Action 2 — Funding duration extension: The current floating-rate liability proportion is 68% of total borrowings. To reduce cost-of-funds sensitivity to rate shocks, the treasury function has been directed to increase the fixed-rate proportion to 50% by June 30, 2026, targeting long-dated NCD issuance in H1 FY2026–27.
Action 3 — SE personal loan concentration limit: The self-employed personal loan segment shows the steepest NPA migration at 200bps (+4.6pp). Effective January 1, 2026, the maximum portfolio concentration in SE personal loans is capped at 12% of total AUM (currently 18%). New origination to be redirected to secured products (LAP, gold loan) which show significantly lower rate sensitivity.
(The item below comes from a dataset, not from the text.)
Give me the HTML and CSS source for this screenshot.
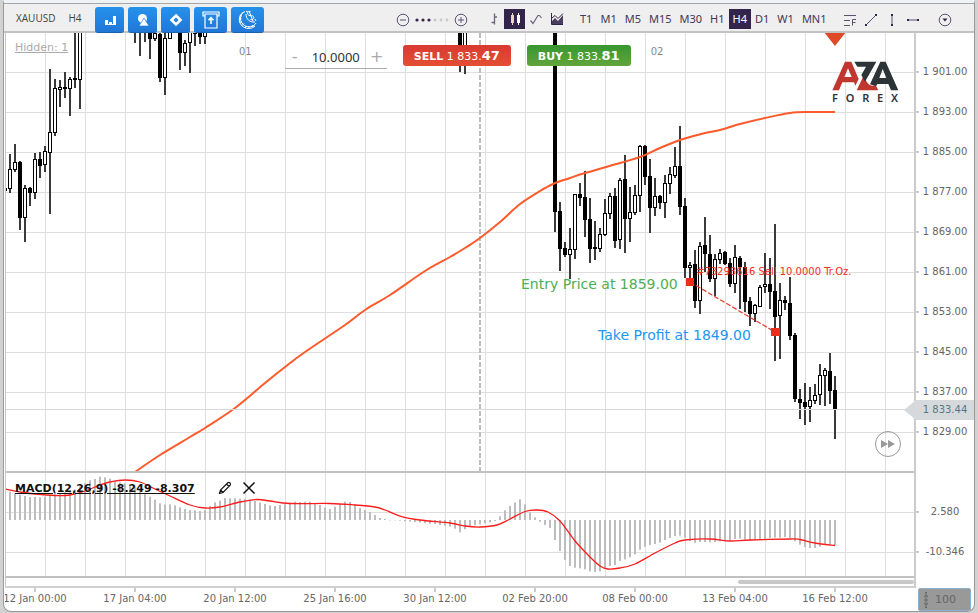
FILE: index.html
```html
<!DOCTYPE html>
<html lang="en">
<head>
<meta charset="utf-8">
<title>XAUUSD H4</title>
<link rel="stylesheet" href="styles.css">
</head>
<body>
<div class="terminal">
  <header class="toolbar">
    <div class="symbol"><span>XAUUSD</span><span>H4</span></div>
    <nav class="tools">
      <button class="tool" aria-label="Indicators"><svg width="12" height="12" viewBox="0 0 12 12"><path fill="#fff" d="M1 6h3v5H1zM5 8h3v3H5zM9 2h3v9H9zM1 10h11v1H1z"/></svg></button>
      <button class="tool" aria-label="Objects"><svg width="14" height="14" viewBox="0 0 14 14"><circle cx="6.500" cy="5.500" r="4.500" fill="#fff"/><path d="M8 5 13 13H3z" fill="#fff" stroke="#2482dd" stroke-width=".7"/></svg></button>
      <button class="tool" aria-label="Shapes"><svg width="14" height="14" viewBox="0 0 14 14"><path d="M7 2.500 11.500 7 7 11.500 2.500 7z" fill="none" stroke="#fff" stroke-width="2.600"/></svg></button>
      <button class="tool wide" aria-label="Deposit"><svg width="18" height="18" viewBox="0 0 18 18" fill="none" stroke="#fff" stroke-width="1.200"><path d="M3 5H1V1h16v4h-2M3 3h12v14H3z"/><path stroke-width="1.600" d="M9 13V7M6.500 9.200 9 6.700l2.500 2.500"/></svg></button>
      <button class="tool wide" aria-label="Funds"><svg width="20" height="20" viewBox="0 0 20 20" fill="none" stroke="#fff"><path d="M7 1.500C1 4 1 12 6.500 15.500c4 2.500 9.500 1.500 11.500-2.500"/><path d="M5 2.500C-.5 6 .5 14 5.500 17c4 2.500 9 1.500 11.500-1M2 5.500l2 .7M1 9l2.500-.2M1.500 12.500l2.500-1M4 15.500l2-2M7 18l1-2M11 18.500V16M15 17l-.8-2"/><path d="M8 4c0 5 3.500 8.500 9 8M12.500 1.500c-3-.5-4 2-2 3.500s4 0 5 1.500-.5 4-3 3M11 1l4 10M8 1.500l2 .5M17 9l1 2"/></svg></button>
    </nav>
    <div class="zoomer">
      <button class="icon" aria-label="Zoom out"><svg width="14" height="14" viewBox="0 0 14 14" fill="none" stroke="#5d5270"><circle cx="7" cy="7" r="5.800"/><path d="M4 7h6"/></svg></button>
      <svg class="dots" width="34" height="4" viewBox="0 0 34 4"><g fill="#32244a"><circle cx="2" cy="2" r="1.600"/><circle cx="8" cy="2" r="1.600"/><circle cx="14" cy="2" r="1.600"/></g><g fill="#c8c8cc"><circle cx="20" cy="2" r="1.400"/><circle cx="26" cy="2" r="1.400"/><circle cx="32" cy="2" r="1.400"/></g></svg>
      <button class="icon" aria-label="Zoom in"><svg width="14" height="14" viewBox="0 0 14 14" fill="none" stroke="#5d5270"><circle cx="7" cy="7" r="5.800"/><path d="M4 7h6M7 4v6"/></svg></button>
    </div>
    <div class="styles">
      <button class="style" aria-label="Bars"><svg width="12" height="14" viewBox="0 0 12 14" fill="none" stroke="#6d637d" stroke-width="1.300"><path d="M6.500 1.500v11M3.500 10.500h3M6.500 5H9"/></svg></button>
      <button class="style active" aria-label="Candles"><svg width="12" height="14" viewBox="0 0 12 14" fill="#fff"><path fill="#e9d3c4" d="M2 3h3v8H2zM3 1h1v12H3z"/><path d="M8 3h3v8H8zM9 1h1v12H9z"/></svg></button>
      <button class="style" aria-label="Line"><svg width="12" height="12" viewBox="0 0 12 12" fill="none" stroke="#6d637d" stroke-width="1.200"><path d="M.5 7.500 3 10.500 8 2.500h1.500L11.500 5"/></svg></button>
      <button class="style" aria-label="Area"><svg width="14" height="14" viewBox="0 0 14 14"><path d="M1.500 1v11.500H13" fill="none" stroke="#32244a"/><path d="M2 12V9l3-3 3 3 5-6v9z" fill="#4a3f60"/><path d="m2 6 3-2.500 3 3L13 1.500" fill="none" stroke="#32244a"/></svg></button>
    </div>
    <div class="periods">
      <button>T1</button><button>M1</button><button>M5</button><button>M15</button><button>M30</button><button>H1</button><button class="active">H4</button><button>D1</button><button>W1</button><button>MN1</button>
    </div>
    <div class="drawing">
      <button class="icon" aria-label="Fibonacci"><svg width="14" height="14" viewBox="0 0 14 14" fill="none" stroke="#5d5270"><path d="M1 2.500h12M1 7.500h6M1 12.500h6M9.500 12.500v-6H13M9.500 9.500h3"/></svg></button>
      <button class="icon" aria-label="Trend line"><svg width="14" height="14" viewBox="0 0 14 14"><path d="m2 12 10-10" stroke="#5d5270"/><path fill="#32244a" d="M1 11h2v2H1zM11 1h2v2h-2z"/></svg></button>
      <button class="icon" aria-label="Vertical line"><svg width="14" height="14" viewBox="0 0 14 14"><path d="M7 2v10" stroke="#5d5270"/><path fill="#32244a" d="M6 1h2v2H6zM6 11h2v2H6z"/></svg></button>
      <button class="icon" aria-label="Horizontal line"><svg width="14" height="14" viewBox="0 0 14 14"><path d="M2 7h10" stroke="#5d5270"/><path fill="#32244a" d="M1 6h2v2H1zM11 6h2v2h-2z"/></svg></button>
    </div>
    <button class="icon more" aria-label="More"><svg width="14" height="14" viewBox="0 0 14 14"><circle cx="7" cy="7" r="5.800" fill="none" stroke="#5d5270"/><path d="M4.500 5.500h5L7 8.500z" fill="#32244a"/></svg></button>
  </header>

  <main class="workspace">
    <div class="panes">
      <section class="price-pane">
        <svg class="plot" id="price" role="img" aria-label="XAUUSD price chart"></svg>
        <a class="hidden-link" href="#">Hidden: 1</a>
        <div class="trade">
          <span class="day">01</span>
          <div class="lot">
            <button aria-label="Less">-</button>
            <input aria-label="Volume" value="10.0000">
            <button aria-label="More volume">+</button>
          </div>
          <button class="order sell"><b>SELL</b> 1 833.<strong>47</strong></button>
          <button class="order buy"><b>BUY</b> 1 833.<strong>81</strong></button>
          <span class="day">02</span>
        </div>
        <div class="brand">
          <svg width="68" height="30" viewBox="0 0 204 90">
            <g fill="#c0372f"><path fill-rule="evenodd" d="M1 88 39 2H58L80 54 70 74 66 64H31L21 88zM37 48H59L48 22z"/><path d="M94 46 104 62Q112 74 122 74H132L139 88H74z"/></g>
            <g fill="#2d3437"><path d="M67 2H133L99 62 88 42 102 17H76z"/><path fill-rule="evenodd" d="M114 70 145 2H161L199 88H177L169 69H136L132 76zM142 51H163L152 24z"/></g>
          </svg>
          <div class="brand-name"><span>F</span><span>O</span><span>R</span><span>E</span><span>X</span></div>
        </div>
        <button class="forward" aria-label="Go to latest"><svg width="14" height="8" viewBox="0 0 14 8"><path fill="#999" d="M0 0 7 4 0 8zM7 0l7 4-7 4z"/></svg></button>
      </section>
      <section class="macd-pane">
        <svg class="plot" id="macd" role="img" aria-label="MACD indicator"></svg>
        <div class="macd-head">
          <a href="#">MACD(12,26,9) -8.249 -8.307</a>
          <button class="icon" aria-label="Edit"><svg width="14" height="14" viewBox="0 0 14 14" fill="#fff" stroke="#111" stroke-width="1.200"><path d="M1.500 12.500 2.500 9 9.800 1.800Q11 1 12 2t.2 2.200L5 11.500zM8.500 3 11 5.500M2.500 9 5 11.500"/></svg></button>
          <button class="icon" aria-label="Remove"><svg width="14" height="14" viewBox="0 0 14 14" stroke="#111" stroke-width="1.500"><path d="m1.500 1.500 11 11M12.500 1.500l-11 11"/></svg></button>
        </div>
      </section>
      <div class="scroll"><div class="thumb"></div></div>
    </div>

    <aside class="price-axis">
      <ol class="price-labels">
        <li>1 901.00</li><li>1 893.00</li><li>1 885.00</li><li>1 877.00</li><li>1 869.00</li><li>1 861.00</li><li>1 853.00</li><li>1 845.00</li><li>1 837.00</li><li>1 829.00</li>
      </ol>
      <div class="current">1 833.44</div>
      <ol class="macd-labels"><li>2.580</li><li>-10.346</li></ol>
    </aside>

    <ol class="time-axis">
      <li>12 Jan 00:00</li><li>17 Jan 04:00</li><li>20 Jan 12:00</li><li>25 Jan 16:00</li><li>30 Jan 12:00</li><li>02 Feb 20:00</li><li>08 Feb 00:00</li><li>13 Feb 04:00</li><li>16 Feb 12:00</li>
    </ol>
    <button class="scale"><svg width="8" height="16" viewBox="0 0 8 16" fill="none" stroke="#666"><path d="M4 3v10M2 5l2-2.500L6 5M2 11l2 2.500L6 11M2 8h4"/><path d="M4 0v1.500M4 14.500V16" stroke-width="2"/></svg>100</button>
  </main>
</div>
<script src="chart.js"></script>
</body>
</html>
```
FILE: styles.css
```css
* { box-sizing: border-box; }

body {
  margin: 0;
  height: 100vh;
  display: flex;
  background: #d2d2d2;
  font-family: "DejaVu Sans", Verdana, sans-serif;
  font-size: 10px;
  color: #666;
}

button {
  margin: 0;
  padding: 0;
  border: 0;
  background: none;
  font: inherit;
  color: inherit;
}

svg { display: block; flex: none; }
ol { margin: 0; padding: 0; list-style: none; }

.terminal {
  flex: 1;
  display: flex;
  flex-direction: column;
  min-height: 560px;
  margin: 0 3px 1px;
  border: 1px solid #999;
  border-top: 3px solid #eff3f6;
  border-radius: 0 0 8px 8px;
  background: #fff;
  overflow: hidden;
}

/* Toolbar */
.toolbar {
  flex: none;
  display: flex;
  align-items: center;
  height: 30px;
  padding: 0 22px 0 12px;
  border-top: 1px solid #a4a8ac;
  border-bottom: 2px solid #c3c3c3;
  background: #efefef;
  font-family: "Noto Sans", sans-serif;
}

.symbol {
  display: flex;
  gap: 13px;
  width: 79px;
  font-family: "Open Sans", sans-serif;
  color: #444;
}

.tools { display: flex; gap: 4px; align-self: flex-start; padding-top: 3px; }

.tool {
  display: flex;
  align-items: center;
  justify-content: center;
  width: 29px;
  height: 26px;
  border-bottom: 1px solid #1c62b0;
  border-radius: 3px;
  background: linear-gradient(#2592ec, #2077d6);
}
.tool.wide { width: 33px; }

.icon { display: flex; }

.zoomer { display: flex; align-items: center; gap: 5px; margin-left: 132px; padding-top: 4px; }
.styles { display: flex; margin-left: 15px; padding-top: 2px; }

.style {
  display: flex;
  align-items: center;
  justify-content: center;
  width: 21px;
  height: 20px;
}
.active { background: #32244a; color: #fff; }

.periods { display: flex; margin-left: 9px; padding-top: 2px; font-size: 11px; color: #43385a; }
.periods button { height: 20px; padding: 0 4px; }
.periods .active { color: #fff; }

.drawing { display: flex; gap: 7px; margin-left: auto; padding-top: 4px; }
.more { margin-left: 18px; padding-top: 4px; }

/* Chart area */
.workspace {
  flex: 1;
  display: grid;
  grid-template-columns: minmax(0, 1fr) 60px;
  grid-template-rows: minmax(0, 1fr) 23px;
  margin-left: 1px;
}

.panes {
  display: flex;
  flex-direction: column;
  border-left: 1px solid #c8c8c8;
  border-bottom: 2px solid #d0d0d0;
}

.price-pane { position: relative; flex: 1; overflow: hidden; }
.macd-pane {
  position: relative;
  flex: none;
  height: 107px;
  border-top: 2px solid #c0c0c0;
  border-bottom: 2px solid #c0c0c0;
}
.plot { position: absolute; width: 100%; height: 100%; }

.hidden-link {
  position: absolute;
  top: 8px;
  left: 9px;
  font-size: 11px;
  color: #aaa;
}

.trade {
  position: absolute;
  top: 12px;
  left: 233px;
  display: flex;
  align-items: flex-start;
}
.day { line-height: 14px; color: #888; }

.lot {
  display: flex;
  align-items: center;
  width: 102px;
  height: 24px;
  margin: 0 16px 0 33px;
  border-bottom: 1px solid #aaa;
  font-size: 16px;
  color: #aaa;
}
.lot button { width: 20px; line-height: 20px; }
.lot input {
  flex: 1;
  min-width: 0;
  height: 20px;
  padding: 0;
  border: 0;
  background: none;
  font: 13px "Noto Sans", sans-serif;
  text-align: center;
  color: #333;
}

.order {
  height: 21px;
  padding: 0 11px;
  border-radius: 3px;
  font-size: 11px;
  line-height: 21px;
  white-space: nowrap;
  color: #fff;
}
.order strong { font-size: 13px; }
.sell { margin-right: 16px; background: linear-gradient(#d83a31, #e34f33); }
.buy { margin-right: 20px; background: linear-gradient(#37962f, #61a53b); }

.brand {
  position: absolute;
  top: 28px;
  left: 826px;
  width: 68px;
}
.brand-name {
  display: flex;
  justify-content: space-between;
  padding-right: 2px;
  font: 600 11px/14px "Noto Sans", sans-serif;
  color: #2d3437;
}

.forward {
  position: absolute;
  right: 13px;
  bottom: 14px;
  display: flex;
  align-items: center;
  justify-content: center;
  width: 26px;
  height: 26px;
  border: 1px solid #999;
  border-radius: 50%;
}

.macd-head {
  position: absolute;
  top: 8px;
  left: 9px;
  display: flex;
  align-items: center;
}
.macd-head a { font-size: 11px; font-weight: bold; color: #111; }
.macd-head .icon { margin-left: 23px; }
.macd-head .icon + .icon { margin-left: 10px; }

.scroll { flex: none; height: 8px; padding: 2px 0; }
.thumb { width: 176px; height: 4px; margin-left: auto; border-radius: 2px; background: #c8c8c8; }

/* Axes */
.price-axis {
  position: relative;
  display: flex;
  flex-direction: column;
  border-left: 2px solid #ccc;
  text-align: center;
}
.price-labels { flex: 1; padding-top: 19px; }
.price-labels li, .macd-labels li {
  height: 40px;
  line-height: 40px;
  background: linear-gradient(#ccc, #ccc) 0 50% / 3px 2px no-repeat;
}
.macd-labels { height: 96px; }

.current {
  position: absolute;
  top: 367px;
  right: 0;
  left: -12px;
  padding-left: 12px;
  line-height: 20px;
  color: #557785;
  background: #d5d9dc;
  clip-path: polygon(0 50%, 12px 0, 100% 0, 100% 100%, 12px 100%);
}

.time-axis { display: flex; margin-left: -20px; overflow: hidden; clip-path: inset(0 0 0 20px); }
.time-axis li {
  flex: none;
  width: 100px;
  line-height: 22px;
  text-align: center;
  background: linear-gradient(#ccc, #ccc) 50% 0 / 2px 4px no-repeat;
}

.scale {
  display: flex;
  align-items: center;
  gap: 5px;
  height: 23px;
  margin: 0 3px 0 4px;
  padding-left: 3px;
  border: 1px solid #8fb0cc;
  border-radius: 2px;
  background: #999;
  font-size: 11px;
}
```
FILE: chart.js
```js
const NS = "http://www.w3.org/2000/svg";

// Both panes share the terminal's coordinate space; each one shifts it to its own origin.
function openPane(id, dx, dy) {
  const svg = document.getElementById(id);
  const group = document.createElementNS(NS, "g");
  group.setAttribute("transform", `translate(${dx} ${dy})`);
  svg.appendChild(group);
  return group;
}

function add(parent, tag, attrs, text) {
  const el = document.createElementNS(NS, tag);
  for (const key in attrs) el.setAttribute(key, attrs[key]);
  if (text) el.textContent = text;
  parent.appendChild(el);
  return el;
}

const rect = (g, x, y, width, height, fill) => add(g, "rect", { x, y, width, height, fill });

function curve(g, pts, stroke, width) {
  let d = `M${pts[0]}`;
  for (let i = 0; i < pts.length - 1; i++) {
    const p0 = pts[i - 1] || pts[i], p1 = pts[i], p2 = pts[i + 1], p3 = pts[i + 2] || p2;
    d += `C${p1[0] + (p2[0] - p0[0]) / 6},${p1[1] + (p2[1] - p0[1]) / 6} ${p2[0] - (p3[0] - p1[0]) / 6},${p2[1] - (p3[1] - p1[1]) / 6} ${p2}`;
  }
  add(g, "path", { d, fill: "none", stroke, "stroke-width": width });
}

function grid(g, top, bottom, first) {
  for (let x = 45; x < 3000; x += 40) rect(g, x, top, 1, bottom - top, "#dfdfdf");
  for (let y = first; y < bottom; y += 40) rect(g, 0, y, 3000, 1, "#dfdfdf");
}

// x, high, low, body top, body bottom, rising (1) or falling (0)
const candles = [
  [5,185,218,188,191,1],[10,154,193,169,189,1],[15,144,172,162,170,1],[20,161,230,162,218,0],
  [25,185,242,188,218,1],[30,187,206,188,193,0],[35,153,199,159,193,1],[40,152,178,159,166,0],
  [45,146,172,151,165,1],[50,69,214,132,153,1],[55,79,136,88,133,1],[60,80,107,87,90,1],
  [65,72,98,87,89,0],[70,77,116,79,89,1],[75,20,88,78,80,0],[80,20,109,20,80,1],
  [135,20,43,20,22,0],[140,20,56,20,22,0],[145,20,42,20,22,0],[150,20,59,20,39,0],
  [155,20,41,33,39,1],[160,20,82,34,78,0],[165,20,95,38,78,1],[170,20,39,20,39,1],
  [180,20,70,20,53,0],[185,40,66,43,53,1],[190,20,73,20,43,1],[195,20,46,20,34,0],
  [200,20,44,20,37,0],[205,20,44,20,37,1],[460,20,72,20,65,0],[465,20,74,20,65,1],
  [555,20,232,20,212,0],[560,202,271,211,249,0],[565,242,257,248,255,0],[570,228,279,249,255,1],
  [575,194,259,194,250,1],[580,183,206,194,198,0],[585,171,237,197,220,0],[590,198,263,219,249,0],
  [595,221,260,247,249,0],[600,228,252,234,249,1],[605,199,236,213,235,1],[610,193,219,196,214,1],
  [615,188,248,196,241,0],[620,178,249,180,240,1],[625,155,253,179,219,0],[630,187,242,212,219,1],
  [635,185,215,195,213,1],[640,145,212,146,196,1],[645,145,185,146,177,0],[650,159,233,176,208,0],
  [655,178,216,196,208,1],[660,195,209,196,203,0],[665,175,218,183,203,1],[670,167,194,174,184,1],
  [675,147,178,166,176,1],[680,126,215,166,207,0],[685,198,278,206,268,0],[690,262,278,265,268,1],
  [695,250,308,264,301,0],[700,242,314,246,301,1],[705,217,272,245,254,0],[710,235,282,254,279,0],
  [715,254,296,259,279,1],[720,249,264,253,260,1],[725,251,265,252,264,0],[730,258,287,263,284,0],
  [735,245,293,257,284,1],[740,256,309,258,267,0],[745,262,312,267,302,0],[750,297,326,301,314,0],
  [755,304,322,305,314,1],[760,285,307,287,307,1],[765,253,293,284,287,1],[770,258,309,284,292,0],
  [775,224,361,291,317,0],[780,283,359,300,316,1],[785,296,310,300,303,0],[790,277,340,303,336,0],
  [795,333,402,335,399,0],[800,389,419,399,403,0],[805,383,425,402,407,0],[810,387,422,400,407,1],
  [815,384,404,395,401,1],[820,364,405,375,395,1],[825,368,406,370,376,1],[830,353,404,371,391,0],
  [835,376,439,390,410,0]
];

const average = [[135,472],[160,455],[190,437],[205,428],[235,408],[265,383],[285,367],[305,352],
  [345,325],[365,310],[390,295],[425,271],[450,257],[465,248],[480,238],[500,222],[520,204],
  [540,191],[553,184],[570,178],[585,173],[620,163],[640,157],[660,148],[680,140],[705,133],
  [720,130],[740,124],[765,118],[790,113],[810,112],[835,112]];

const price = openPane("price", -6, -33);
grid(price, 0, 2000, 72);
add(price, "path", { d: "M480 33V2000", stroke: "#bdbdbd", "stroke-width": 2, "stroke-dasharray": "5 2" });
for (const [x, high, low, top, bottom, up] of candles) {
  rect(price, x - 1, high, 2, low - high, "#3a3a3a");
  rect(price, x - 2, top, 4, bottom - top, "#000");
  if (up) rect(price, x - 1, top + 1, 2, bottom - top - 2, "#fff");
}
curve(price, average, "#ff5a2b", 2);
rect(price, 0, 409, 3000, 1, "#d5d9dc");
add(price, "path", { d: "M824 32h22l-11 14z", fill: "#de4a28" });
add(price, "path", { d: "M690 282 775 332", stroke: "#e83a28", "stroke-width": 1.2, "stroke-dasharray": "5 2" });
rect(price, 686, 278, 8, 8, "#ee2a18");
rect(price, 771, 328, 9, 8, "#ee2a18");
add(price, "text", { x: 696, y: 275, "font-size": 10, fill: "#f03020" }, "#73298616 Sell 10.0000 Tr.Oz.");
add(price, "text", { x: 521, y: 289, "font-size": 14, fill: "#4caf50" }, "Entry Price at 1859.00");
add(price, "text", { x: 598, y: 340, "font-size": 14, fill: "#2196f3" }, "Take Profit at 1849.00");

// One histogram bar every 5px, as distance above the zero line in thirds of a pixel
const histogram = [85,80,76,72,69,69,68,70,73,77,80,83,87,92,100,110,119,123,130,128,124,118,113,110,
  105,98,90,79,70,61,50,46,47,44,38,33,30,29,27,30,42,53,58,66,65,65,64,63,61,57,52,48,44,42,45,48,
  52,55,54,55,55,51,45,37,33,40,48,55,54,47,36,30,24,15,6,3,-1,-1,-2,-4,-5,-6,-7,-9,-11,-12,-15,-17,
  -20,-26,-37,-28,-20,-16,-13,-10,-7,-3,11,29,42,53,62,47,23,8,-5,-15,-24,-60,-93,-120,-138,-143,
  -145,-148,-154,-156,-154,-144,-138,-135,-123,-118,-112,-103,-89,-80,-75,-72,-68,-60,-54,-48,-47,
  -53,-63,-68,-66,-66,-67,-66,-64,-62,-61,-57,-56,-58,-61,-60,-59,-56,-54,-53,-53,-51,-54,-64,-74,
  -81,-84,-84,-80,-75,-75,-76];

const signal = [[5,489],[20,492],[35,494],[55,495.5],[70,495],[85,491],[100,485],[110,482],[125,480],
  [140,482],[155,489],[170,496],[190,505],[205,508],[220,507],[240,502],[257,499.5],[270,501],
  [290,503.5],[330,503.5],[355,505],[375,507],[385,510],[400,516],[420,520],[450,523],[465,526],
  [480,527],[497,525],[510,519],[525,511.5],[537,510],[548,512],[560,521],[575,541],[590,557],
  [600,566],[608,569],[620,568],[635,564],[655,553],[675,543],[685,540],[710,539],[730,541],
  [750,540],[790,539],[800,539.5],[815,543],[835,545.5]];

const macd = openPane("macd", -6, -473);
grid(macd, 460, 600, 512);
histogram.forEach((v, i) => {
  const h = Math.abs(v) / 3;
  rect(macd, 9 + i * 5, v > 0 ? 520 - h : 520, 2, h, "#bdbdbd");
});
curve(macd, signal, "#fb1c1c", 1.3);
```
The regulatory report that requires follow-up questions has failed its purpose
A stress test report submitted to RBI that prompts a follow-up query letter costs more than the report cost to produce — in management time, in regulatory relationship quality, and in the signals it sends about the institution's governance. The Stress Testing Agent AI generates a report that is pre-emptively complete: scenarios at or above the RBI minimum, methodology stated with data sources and assumptions, results disaggregated to the level that allows the regulator to assess segment-level vulnerability, and management actions with specific targets and timelines. The institution that can say "we submitted a 5-section report with 5 scenarios tested, 3 management actions with specific timelines, and CRAR analysis at 200bps — and received no follow-up queries" has satisfied regulatory intent, not just regulatory form.